Le bruit de la pluie est souvent présent dans le travail de Kichul Kim. Le travail intitulé Sound Looking-Rain en est un exemple représentatif, qui a été réalisé plusieurs fois, dans des endroits différents, depuis 1995 (fig. 6). Kichul Kim y invite le spectateur à entrer dans un espace où il se trouve entouré de plusieurs haut-parleurs. À l’intérieur de cet espace, le spectateur entend le bruit de la pluie. Il est ici important de savoir où ce son a été enregistré. Parce que c’est tout d’abord cet endroit qui a inspiré l’artiste et c’est donc là que l’œuvre est née. Ainsi, lors de la présentation de cette œuvre, Kichul Kim précise cet endroit : le Jongmyo, qui est un lieu à la fois ancien et religieux, comme le Haeinsa. Cependant, tandis que le Haeinsa est un temple bouddhique, le Jongmyo est un sanctuaire du confucianisme, construit sous le premier roi de la dynastie Joseon, Taejo (1335-1408), et dédié aux ancêtres de cette dynastie (1392-1910). C’est le plus ancien et le plus authentique des sanctuaires royaux confucéens conservés aujourd’hui, mais son aspect actuel date du xvie siècle. L’architecture du Jongmyo est rigoureusement conforme à la doctrine confucéenne du culte des ancêtres et parfaitement adaptée au rituel des cérémonies confucéennes, supervisées strictement par les rois. Les rites traditionnels du culte des ancêtres (les jongmyo jerye) y sont encore exécutés, de même que la musique et les danses rituelles qui les accompagnent. Le Jongmyo est inscrit au patrimoine culturel mondial de l’UNESCO du fait que d’antiques traditions et coutumes telles que les services funéraires et leur musique traditionnelle y sont bien conservées27. Ainsi, le travail Sound Looking-Rain semble se rattacher naturellement à la provenance du son. Environné par le bruit de la pluie qui tombait sur la cour vaste et calme du Jongmyo, et par celui des gouttes qui tombaient de son toit, le spectateur peut éprouver cette même sensation qu’il aurait eue s’il s’était trouvé dans cette cour, puis sur le maru (le sol surélevé formé de planches de bois de l’architecture coréenne traditionnelle) du Jongmyo. Comme le Jongmyo lui-même, lieu dédié aux esprits des morts, l’œuvre de Kichul Kim nous apporte la tranquillité, la gravité, l’impression du sacré, et même le sentiment de l’éternité, suggéré par la pérennité.
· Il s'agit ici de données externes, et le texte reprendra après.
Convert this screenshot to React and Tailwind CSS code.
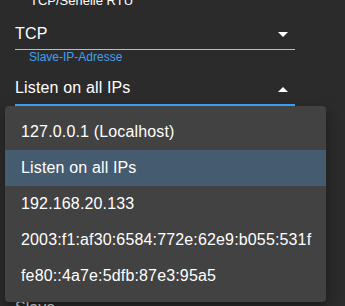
const OPTIONS = [
  '127.0.0.1 (Localhost)',
  'Listen on all IPs',
  '192.168.20.133',
  '2003:f1:af30:6584:772e:62e9:b055:531f',
  'fe80::4a7e:5dfb:87e3:95a5',
]

function Arrow({ up, className = '' }) {
  return (
    <svg width="10" height="5" viewBox="0 0 10 5" className={className}>
      <path d={up ? 'M0 5 L5 0 L10 5 Z' : 'M0 0 L10 0 L5 5 Z'} fill="#fff" />
    </svg>
  )
}

export default function App() {
  return (
    <div className="relative w-[345px] h-[306px] overflow-hidden bg-[#2b2b2b] text-white font-['Liberation_Sans',Arial,sans-serif]">
      <div className="pl-[15px] w-[295px]">
        <p className="-mt-[7px] ml-[15px] text-[13px] leading-[15px]">TCP/Serielle RTU</p>

        <div className="mt-[16px] pb-[5px] border-b border-[#bdbdbd] flex items-center justify-between">
          <span className="text-[16px] leading-[20px] tracking-[0.15px]">TCP</span>
          <Arrow className="mr-[7px]" />
        </div>

        <p className="ml-[14px] text-[12px] leading-[14px] text-[#42a0ee]">Slave-IP-Adresse</p>

        <div className="mt-[14px] pb-[6px] border-b-2 border-[#42a5f5] flex items-center justify-between">
          <span className="text-[16px] leading-[20px] tracking-[0.15px]">Listen on all IPs</span>
          <Arrow up className="mr-[7px] mt-[3px]" />
        </div>

        <p className="mt-[192px] text-[16px] leading-[20px] text-white/90">Slave</p>
      </div>

      <ul className="absolute left-[5px] top-[106px] w-[321px] py-[8px] rounded-[4px] bg-[#424242] shadow-[0_5px_5px_-3px_rgba(0,0,0,0.2),0_8px_10px_1px_rgba(0,0,0,0.14),0_3px_14px_2px_rgba(0,0,0,0.12)]">
        {OPTIONS.map((o, i) => (
          <li
            key={o}
            className={`h-[36px] px-[16px] flex items-center text-[16px] tracking-[0.15px] whitespace-nowrap ${i === 1 ? 'bg-[#455b6f]' : ''}`}
          >
            {o}
          </li>
        ))}
      </ul>
    </div>
  )
}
Figure 6. – Kichul Kim, Sound Looking-Rain, installation sonore, médias mixtes, dimensions variables, Nam June Paik Art Center, Yongin, 2012.

Figure 6. – Kichul Kim, Sound Looking-Rain, installation sonore, médias mixtes, dimensions variables, Nam June Paik Art Center, Yongin, 2012.

Le site historique peut ainsi nous rendre présent, nous faire sentir l’éternité sous la forme de la concentration, en ce lieu, de toute la profondeur insondable des temps anciens écoulés. Ils y ont laissé leur trace, ravivée par la visite des pèlerins, des touristes, etc. Ainsi, le site patrimonial ou bien le monument, et plus encore le site religieux, là où l’on doit garder le silence, peuvent faire surgir l’éternité de façon quasi sensible en nous déconnectant de l’espace extérieur banal et profane (celui situé hors de l’espace de l’exposition), ainsi que de ce temps présent où nous sommes ordinairement immergés et qui nous submerge. Ce lieu, du fait de sa singularité historique, semble réunir, concentrer les siècles. Il donne un sentiment d’éternité. Celle-ci est logée dans chaque instant, elle est « omnicontemporaine », source temporalisante, à l’origine du temps, mais hors du temps. Elle crée chaque instant dans ce qui est, pour elle seule, un maintenant ponctuel qui ne passe pas. Tandis que ces instants sont pour nous successifs, éparpillés au fil du temps.

Conclusion

Dans les installations sonores qui ont succédé à sa première tentative de ce genre, nous avons pu retrouver la passion de Kichul Kim pour les anciens sites historiques et archéologiques, en plus de son intérêt pour les icônes bouddhiques. Rappelons son travail Eleven Faced Gwan-eum, que nous avons évoqué au début. Par la statuette de bodhisattva et par les planches qui forment comme une sorte de mandala, l’installation évoque l’ambiance d’un ancien temple bouddhique. Cet espace créé par Kichul Kim suggère une ambiance religieuse, sacrée, mais il rappelle aussi un temps qui commença il y a bien longtemps et qui, passant par le présent, continuera d’enchaîner ses instants à l’infini dans le futur.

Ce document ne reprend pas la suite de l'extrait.